Nous redescendons et rejoignons le sentier d’Artists’ Paintpots (pots de peinture d’artistes), une balade d’1,6 kilomètre très tranquille et qui nous mène tout autour de gros bassins colorés qui gargouillent.
Enfin, nous terminons la journée par la randonnée autour de Norris Geyser Basin et c’est encore un émerveillement. Nous avons déjà remarqué que la fin d’après-midi était le moment idéal pour profiter des points de vue. Entre chien et loup, la lumière pare les formations géologiques millénaires de couleurs irréelles, les animaux sortent se nourrir et les humains sont rentrés dans leur tente.

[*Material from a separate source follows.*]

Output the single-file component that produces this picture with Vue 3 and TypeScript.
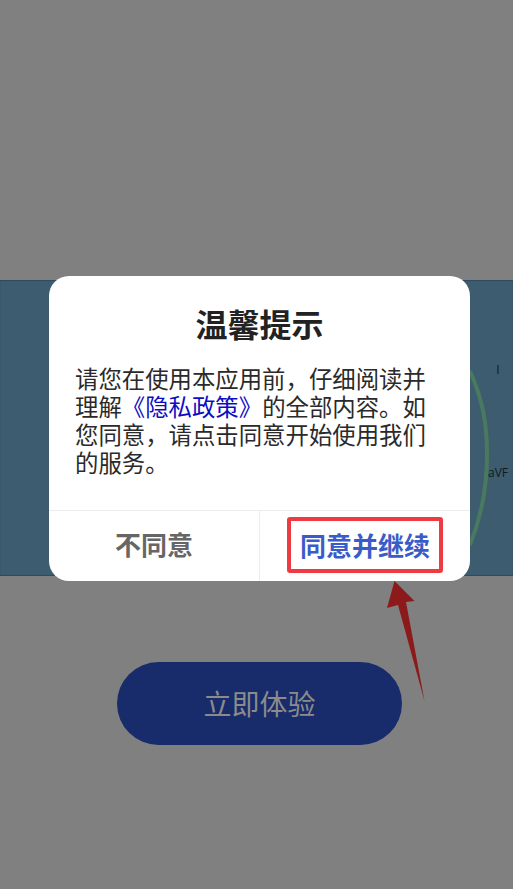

Norris Geyser Basin est un ensemble de deux grandes séries de sources d’eau chaude, de mini-geysers et de fumeroles. La première et la plus grande est Back Basin. La seconde est Porcelain Basin qui offre, dans la lumière du soir, une vue d’ensemble magique. Yellowstone est une terre volcanique dont les éruptions, il y a 640 000 ans ont créé ces merveilles géologiques. Les plus nombreuses dans le Parc sont les sources d’eau chaude dont les couleurs et les profondeurs les rendent toutes uniques. Certaines sont tellement transparentes que l’œil arrive à sonder, depuis la croûte terrestre très fine, les abysses. D’autres sont assombries par les sédiments et les couleurs créées par les bactéries thermophiles et la lumière du soleil. Mes préférées au Norris Geyser Basin sont Emerald Spring et Cistern Spring.
Norris Geyser Basin est bien évidemment connu pour ses geysers. En effet, Norris Geyser Basin est le bassin de geysers le plus chaud et le plus dynamique de Yellowstone. Le plus connu, le Steamboat Geyser est réputé pour être le plus grand geyser du monde. Celui que je préfère est le Monarch Geyser pour sa couleur bleue limpide et le Vixen Geyser qui a salué notre passage d’une gerbe magnifique, le diablotin.
Porcelain Basin est un ravissement pour les yeux et porte bien son nom.
Sur le chemin du retour, nous rencontrons une famille de Californiens et échangeons rapidement nos premières impressions du Parc et contons quelques anecdotes. La maman nous montre la photo d’un loup prise avec son portable quelques minutes auparavant dans une vallée avoisinante. Le loup regarde l’objectif, indompté. J’envie notre interlocutrice.